Theorem (Dedekind, Zolotarev). If $\theta$ is an integral primitive element of $K/\Bbb Q$ and a rational prime $p$ does not divide $\Bbb Z[\theta]$'s index in $K$'s integers, then $p$'s factorization in $K$ is the same shape as that of $\theta$'s minimal polynomial $f$ mod $p$. That is, there is a natural bijection between primes ${\frak P}\mid p$ and irreducibles $\pi\mid f$, and the ramification and residue data match up. Finally, ${\frak P}_i=(p,\Pi_i(\theta))$ for any representative $\Pi_i$ of $\pi_i$.

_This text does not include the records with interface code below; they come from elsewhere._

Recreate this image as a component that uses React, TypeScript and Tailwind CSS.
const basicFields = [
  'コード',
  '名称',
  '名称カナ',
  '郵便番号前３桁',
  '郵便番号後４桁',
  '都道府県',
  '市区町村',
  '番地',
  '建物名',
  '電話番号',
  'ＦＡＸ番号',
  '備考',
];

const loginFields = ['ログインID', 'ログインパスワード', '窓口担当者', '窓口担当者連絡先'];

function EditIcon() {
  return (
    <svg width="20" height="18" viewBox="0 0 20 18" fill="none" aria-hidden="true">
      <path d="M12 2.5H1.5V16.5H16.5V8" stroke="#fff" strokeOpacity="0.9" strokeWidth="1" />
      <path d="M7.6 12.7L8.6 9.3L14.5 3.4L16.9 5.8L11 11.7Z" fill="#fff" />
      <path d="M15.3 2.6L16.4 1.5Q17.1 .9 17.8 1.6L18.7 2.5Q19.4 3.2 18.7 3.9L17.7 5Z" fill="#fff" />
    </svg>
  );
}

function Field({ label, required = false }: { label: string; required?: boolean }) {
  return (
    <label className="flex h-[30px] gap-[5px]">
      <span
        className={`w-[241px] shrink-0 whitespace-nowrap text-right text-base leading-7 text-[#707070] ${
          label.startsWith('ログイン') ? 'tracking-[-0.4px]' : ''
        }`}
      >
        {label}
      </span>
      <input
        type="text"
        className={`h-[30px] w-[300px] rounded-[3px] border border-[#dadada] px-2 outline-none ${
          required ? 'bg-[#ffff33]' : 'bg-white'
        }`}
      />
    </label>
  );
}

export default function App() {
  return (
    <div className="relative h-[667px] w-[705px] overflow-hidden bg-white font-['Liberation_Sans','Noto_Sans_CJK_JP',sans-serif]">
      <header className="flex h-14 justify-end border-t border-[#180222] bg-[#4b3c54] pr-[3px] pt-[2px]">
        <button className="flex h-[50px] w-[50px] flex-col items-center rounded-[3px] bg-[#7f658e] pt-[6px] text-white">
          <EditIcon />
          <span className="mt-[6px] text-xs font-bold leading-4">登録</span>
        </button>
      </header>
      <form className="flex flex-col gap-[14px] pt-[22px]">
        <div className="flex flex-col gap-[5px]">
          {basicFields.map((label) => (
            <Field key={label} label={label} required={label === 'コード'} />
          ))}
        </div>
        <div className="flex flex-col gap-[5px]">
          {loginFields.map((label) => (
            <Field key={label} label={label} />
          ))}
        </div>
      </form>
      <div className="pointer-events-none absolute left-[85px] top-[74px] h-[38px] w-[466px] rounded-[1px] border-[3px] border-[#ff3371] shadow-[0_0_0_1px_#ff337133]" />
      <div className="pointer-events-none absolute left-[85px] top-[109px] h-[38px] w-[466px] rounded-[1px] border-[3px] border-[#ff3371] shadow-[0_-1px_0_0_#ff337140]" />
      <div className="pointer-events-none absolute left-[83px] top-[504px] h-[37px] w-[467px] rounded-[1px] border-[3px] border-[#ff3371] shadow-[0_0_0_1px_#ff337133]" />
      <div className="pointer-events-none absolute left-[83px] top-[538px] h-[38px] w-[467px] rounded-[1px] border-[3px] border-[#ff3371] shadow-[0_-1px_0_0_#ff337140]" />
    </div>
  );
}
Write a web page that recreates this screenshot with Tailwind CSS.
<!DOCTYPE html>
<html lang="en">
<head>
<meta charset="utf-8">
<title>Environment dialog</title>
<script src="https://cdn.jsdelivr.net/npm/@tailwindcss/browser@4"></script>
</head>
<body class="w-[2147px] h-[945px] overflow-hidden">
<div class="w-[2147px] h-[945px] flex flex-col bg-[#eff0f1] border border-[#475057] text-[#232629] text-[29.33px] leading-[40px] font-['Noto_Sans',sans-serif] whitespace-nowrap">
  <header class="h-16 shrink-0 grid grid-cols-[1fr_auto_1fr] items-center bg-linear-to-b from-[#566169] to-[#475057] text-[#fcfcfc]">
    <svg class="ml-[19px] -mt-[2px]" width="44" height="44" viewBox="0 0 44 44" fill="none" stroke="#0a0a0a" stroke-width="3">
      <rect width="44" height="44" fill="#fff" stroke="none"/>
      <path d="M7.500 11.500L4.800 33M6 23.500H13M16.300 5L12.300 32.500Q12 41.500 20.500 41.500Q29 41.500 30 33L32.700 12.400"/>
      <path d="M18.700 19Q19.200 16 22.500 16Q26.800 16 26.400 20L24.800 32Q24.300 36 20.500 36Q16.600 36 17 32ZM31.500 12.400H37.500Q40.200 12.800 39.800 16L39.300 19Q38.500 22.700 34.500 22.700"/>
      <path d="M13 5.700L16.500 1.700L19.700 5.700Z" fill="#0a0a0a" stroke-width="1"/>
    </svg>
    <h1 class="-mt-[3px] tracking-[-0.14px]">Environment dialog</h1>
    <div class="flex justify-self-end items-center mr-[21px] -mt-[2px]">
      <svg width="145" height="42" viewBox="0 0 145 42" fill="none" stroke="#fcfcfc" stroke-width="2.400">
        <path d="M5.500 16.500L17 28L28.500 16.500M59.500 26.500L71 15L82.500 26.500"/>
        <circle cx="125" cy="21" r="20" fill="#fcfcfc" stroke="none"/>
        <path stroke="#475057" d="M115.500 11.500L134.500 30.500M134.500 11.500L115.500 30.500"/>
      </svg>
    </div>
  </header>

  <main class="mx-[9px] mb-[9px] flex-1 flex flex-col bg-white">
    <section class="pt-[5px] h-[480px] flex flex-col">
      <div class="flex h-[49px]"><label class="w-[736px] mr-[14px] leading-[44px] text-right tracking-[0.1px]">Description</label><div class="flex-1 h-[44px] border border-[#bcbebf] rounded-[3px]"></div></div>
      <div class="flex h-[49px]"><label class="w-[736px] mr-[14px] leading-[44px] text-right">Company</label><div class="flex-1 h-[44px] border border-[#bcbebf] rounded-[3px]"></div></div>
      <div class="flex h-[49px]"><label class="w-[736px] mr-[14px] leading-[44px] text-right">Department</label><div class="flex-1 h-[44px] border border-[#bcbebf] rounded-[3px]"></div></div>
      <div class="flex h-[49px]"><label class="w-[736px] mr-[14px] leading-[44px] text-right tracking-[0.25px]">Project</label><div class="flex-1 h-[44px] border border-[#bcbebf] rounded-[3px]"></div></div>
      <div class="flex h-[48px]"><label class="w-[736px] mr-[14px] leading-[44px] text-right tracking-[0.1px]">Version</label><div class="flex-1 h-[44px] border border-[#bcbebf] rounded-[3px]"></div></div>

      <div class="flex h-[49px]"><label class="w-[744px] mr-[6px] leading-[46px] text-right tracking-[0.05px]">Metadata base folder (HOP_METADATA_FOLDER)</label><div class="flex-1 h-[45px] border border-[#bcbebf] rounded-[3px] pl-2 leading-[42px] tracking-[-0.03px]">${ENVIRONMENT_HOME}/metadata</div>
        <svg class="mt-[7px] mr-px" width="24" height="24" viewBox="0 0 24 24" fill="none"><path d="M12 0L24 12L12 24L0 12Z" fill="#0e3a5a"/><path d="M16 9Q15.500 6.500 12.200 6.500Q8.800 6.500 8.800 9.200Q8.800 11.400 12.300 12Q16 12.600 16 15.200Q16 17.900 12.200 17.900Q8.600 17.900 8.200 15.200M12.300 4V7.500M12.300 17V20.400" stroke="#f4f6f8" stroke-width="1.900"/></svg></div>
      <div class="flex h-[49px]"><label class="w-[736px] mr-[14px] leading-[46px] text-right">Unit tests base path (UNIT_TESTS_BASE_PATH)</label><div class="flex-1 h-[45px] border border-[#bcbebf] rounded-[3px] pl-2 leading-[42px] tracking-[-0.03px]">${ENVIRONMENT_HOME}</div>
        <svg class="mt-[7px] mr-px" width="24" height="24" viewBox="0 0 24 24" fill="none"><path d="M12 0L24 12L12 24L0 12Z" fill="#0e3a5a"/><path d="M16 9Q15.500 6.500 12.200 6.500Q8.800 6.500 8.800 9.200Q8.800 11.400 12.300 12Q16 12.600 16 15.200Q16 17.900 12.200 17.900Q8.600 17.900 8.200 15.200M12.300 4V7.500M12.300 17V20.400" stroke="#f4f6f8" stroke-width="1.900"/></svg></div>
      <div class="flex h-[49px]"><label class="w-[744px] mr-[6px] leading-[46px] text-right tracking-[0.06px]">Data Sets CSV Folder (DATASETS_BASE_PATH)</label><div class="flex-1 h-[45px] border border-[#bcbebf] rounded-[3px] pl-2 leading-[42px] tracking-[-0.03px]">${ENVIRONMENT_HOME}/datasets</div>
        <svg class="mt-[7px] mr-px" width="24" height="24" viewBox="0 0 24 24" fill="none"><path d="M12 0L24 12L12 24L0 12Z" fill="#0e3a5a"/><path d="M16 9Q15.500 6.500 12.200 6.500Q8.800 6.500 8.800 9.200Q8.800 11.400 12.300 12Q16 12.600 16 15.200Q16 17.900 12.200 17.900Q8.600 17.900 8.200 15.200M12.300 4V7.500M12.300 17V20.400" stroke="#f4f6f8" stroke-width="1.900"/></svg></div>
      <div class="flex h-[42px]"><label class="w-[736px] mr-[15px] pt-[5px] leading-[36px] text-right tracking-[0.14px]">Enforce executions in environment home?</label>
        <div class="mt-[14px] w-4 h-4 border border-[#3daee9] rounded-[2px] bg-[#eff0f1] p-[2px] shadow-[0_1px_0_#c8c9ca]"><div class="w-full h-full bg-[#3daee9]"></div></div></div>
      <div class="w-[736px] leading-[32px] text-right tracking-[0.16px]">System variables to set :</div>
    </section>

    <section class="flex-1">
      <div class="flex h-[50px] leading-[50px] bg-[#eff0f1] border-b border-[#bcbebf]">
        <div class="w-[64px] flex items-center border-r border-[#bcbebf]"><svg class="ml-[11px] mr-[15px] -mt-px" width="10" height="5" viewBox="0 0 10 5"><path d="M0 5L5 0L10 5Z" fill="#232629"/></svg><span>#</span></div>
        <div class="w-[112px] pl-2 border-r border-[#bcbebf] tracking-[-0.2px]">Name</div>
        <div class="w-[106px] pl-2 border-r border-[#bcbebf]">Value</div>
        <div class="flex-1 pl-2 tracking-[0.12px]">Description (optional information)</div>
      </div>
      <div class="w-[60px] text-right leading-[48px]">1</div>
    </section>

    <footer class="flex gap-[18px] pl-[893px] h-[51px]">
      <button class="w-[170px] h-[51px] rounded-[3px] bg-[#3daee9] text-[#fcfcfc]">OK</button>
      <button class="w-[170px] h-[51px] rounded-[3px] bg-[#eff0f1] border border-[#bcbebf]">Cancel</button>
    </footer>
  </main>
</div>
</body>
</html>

Sometimes ${\frak O}_K$ is not a simple extension of $\Bbb Z$ in which case no matter which $\theta\in{\frak O}_K$ we pick to work with, there will be primes (dividing the index) which this method does not tell us how to factor. The next thing to do would be to just pick a different $\theta'\not\in\Bbb Z[\theta]$, which is often helpful. But it turns out there are fields $K$ for which there exists a prime $p$ dividing every index $[{\frak O}_K:\Bbb Z[\theta]]$ for all $\theta\in{\cal O}_K$. Still, this method factors cofinitely many primes successfully, and establishes a fairly elegant correspondence between the two parallel worlds.